Simon answers Jesus’ question: “You are the Christ, the Son of the living God” (v. 16). This answers encloses Peter’s whole mission and summarizes what will become the Petrine ministry for the Church, namely to guard and proclaim the truth of the faith; to defend and promote communion among all the Churches; to keep the discipline of the Church. In this mission Pope Leo was and remains an exemplary model, be it in his luminous teachings, be it in his gestures full of meekness, of compassion and the strength of God.

Also today, dear brothers and sisters, our joy is to share this faith and to respond together to the Lord Jesus: “For us you are the Christ, the Son of the living God.”

Our joy is also to go against the current and to surmount the current opinion that today, as then, is unable to see in Jesus more than a prophet or a teacher. Our joy is to recognize in him the presence of God, the One sent by the Father, the Son who came to make Himself instrument of salvation for humanity. This profession of faith that Simon Peter proclaimed remains also for us. It does not only represent the foundation of our salvation, but also the way through which it is accomplished and the end to which it tends.
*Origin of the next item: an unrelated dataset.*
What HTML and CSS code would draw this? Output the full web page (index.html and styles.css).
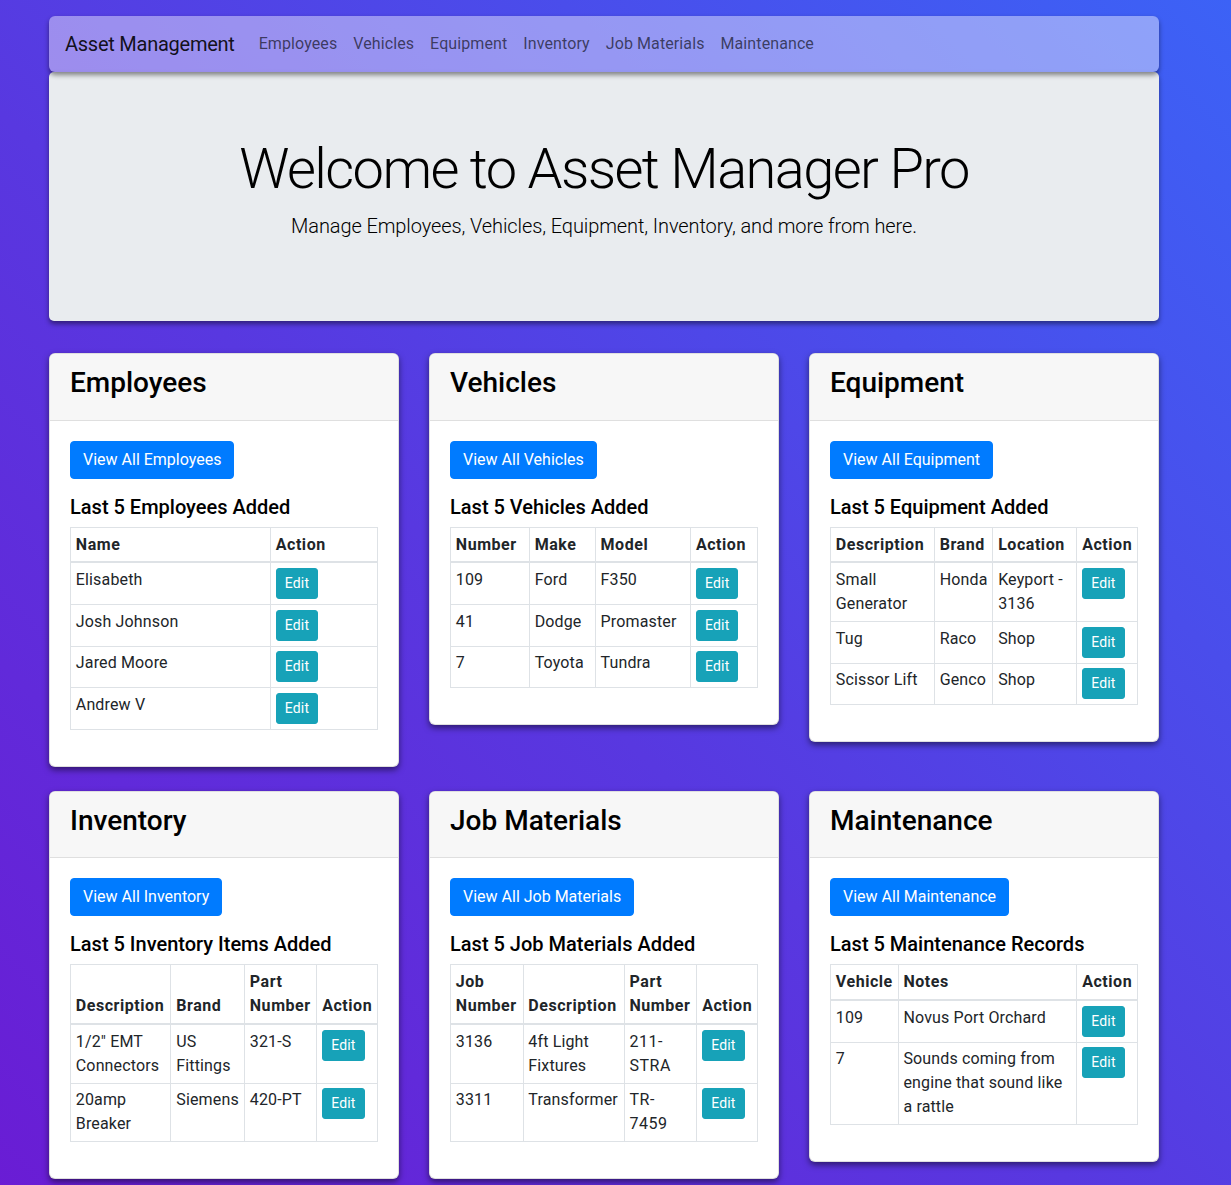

In fact, at the root of the mystery of salvation is the will of a merciful God, who does not want to yield in face of the misunderstanding, the guilt and the misery of man, but He gives Himself to him to the point of making Himself man to meet every person in his/her concrete situation. This merciful love of God is what Simon Peter recognizes on Jesus’ face. The same face that we are called to recognize in the ways in which the Lord has assured us of his presence in our midst: in his Word, which illumines the darkness of our mind and of our heart; in his Sacraments, which regenerate us to new life from every death of ours; in the fraternal communion that the Holy Spirit generates among his disciples; in the boundless love, which makes itself generous and solicitous service to all; in the poor, which reminds us how Jesus wanted the supreme revelation of Himself and of the Father to have the image of the humiliated crucified One.

This truth of the faith is a truth that scandalizes, because it asks to believe in Jesus who, though being God, emptied himself, lowered himself to the condition of a servant, to the point of death on the cross, and therefore God made him Lord of the universe (cf. Philippians 2:6-11). It is the truth that again today scandalizes one who does not tolerate the mystery of God printed on the face of Christ. It is the truth that we cannot touch and embrace without – as Saint Paul says – entering in the mystery of Jesus Christ, and without making his sentiments our own (cf. Philippians 2:5). Only from Christ’s Heart can we understand, profess and live His truth.

In reality, communion between the divine and human, realized fully in Jesus, is our end, the point of arrival of human history according to the Father’s plan. It is the beatitude of the encounter between our weakness and His greatness, between our littleness and his mercy, which will fill our limit. However this end is not only the horizon that illumines our way but it is what attracts us with its gentle strength; it is what one begins to relish and to live, which is built day after day with every good that we sow around us. These are the seeds that contribute to create a new humanity, renewed, where no one is left on the margins or discarded; where the one who serves is the greatest; where the little and the poor are received and helped.

God and man are not two extremes of an opposition: they have always been seeking one another, because God recognizes in man His own image and man recognizes himself only by looking at God. This is true wisdom, which the Book of Sirach points out as the characteristic of one who adheres to the following of the Lord. It is the wisdom of Saint Leo the Great, fruit of the convergence of several elements: word, intelligence, prayer, teaching and memory. But Saint Leo reminds us also that there cannot be true wisdom except in the bond with Christ and in the service of the Church. This is the way on which we cross humanity and can encounter it with the spirit of the Good Samaritan. It is no accident that humanism, of which Florence was witness in its most creative moments, has always had the face of charity. May this legacy be fruitful of a new humanism for this city and for the whole of Italy.